Of course. What you say here is common place for anyone acquainted with current European political culture. No reason to expect people elsewhere to necessarily be so, but yes, they can certainly take your word on this.
Setanta wrote:I think you have some idealistic notion of what it means to be libertarian, and that you confuse this with liberalism. Two different critters.
Set, what in most of Europe (with the exception of the UK) is called "liberal" is a lot more like what you call "libertarian" in the US than what you call "liberal" there.
Thomas would be considered a typical, if somewhat dogmatic, liberal in Holland, Germany, France, Scandinavia, Belgium, Switzerland, etc.
The Mediterranean countries do not really seem to have such an explicitly labelled, strong "liberal" current, but even there, if one would for example identify which main party in Italy is the most liberal, one would say Berlusconi's Forza Italia - not his social-democratic opponents who have so much in common with America's liberals.
The Central/East-European liberal political current, too, nowadays tends to combine its centrist intellectual tradition of enlightenment on cultural issues with this ardent capitalist/free market beliefs on the economy that Thomas describes and personifies.
When you define liberalism and libertarianism as two different critters, you are talking from a (North-)American perspective. In Europe, hardly anyone ever uses the term "libertarianism", since we already call the free-market/anti-regulation ideology liberal. The difference between them would here merely be seen as one of degree - US libertarians would be seen as radical liberals (radical-borderline-insane, that is).
For example: take the flat tax rate. Out with the redistributive principle of tax rates that go higher the richer you are - a "flat tax" instead. That is what we in Europe would call a very liberal idea, a typically liberal wish. From Slovakia to Holland and Germany, it has therefore also been liberal parties that have begun to pioneer the idea: in Holland the VVD, in Germany the FDP, and in Slovakia the small Democratic Party, which later merged into the SKDU - which did indeed implement the flat tax when it became the governing party.

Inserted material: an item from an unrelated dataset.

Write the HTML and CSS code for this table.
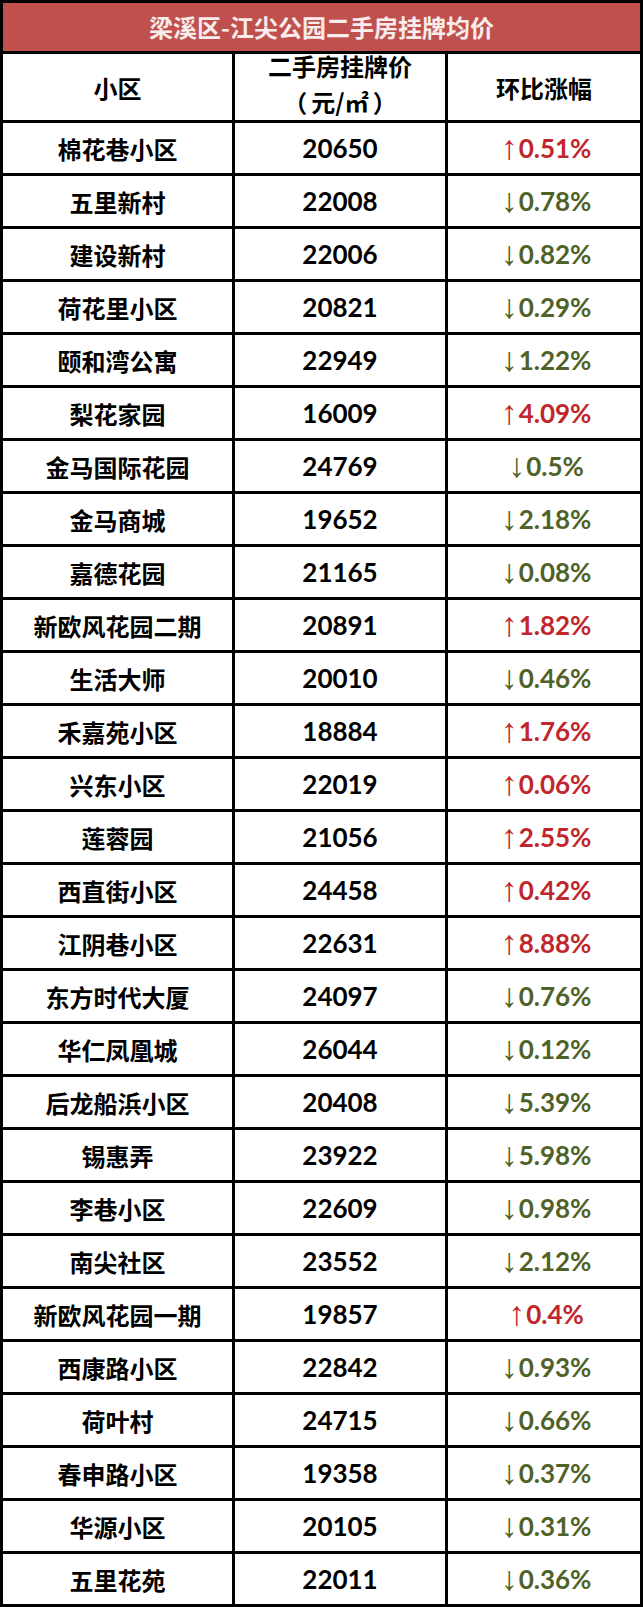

Most everywhere in Europe - again with the striking exception of the UK - it's the liberals who advocate for lowering, cutting and abolishing taxes. In the US, of course, liberals would be the people who'd
oppose something like a flat tax.
(The UK Liberal Democrats are really a case of their own. They have very much been what you in the US would call typically liberal - even boldly advocating for a tax
increase. But make no mistake, the party has a libertarian wing too, and it has been winning distinct influence - amongst other ways, by calling on the party to adhere to a more truly "liberal" - ie, free market, individualist - economic vision).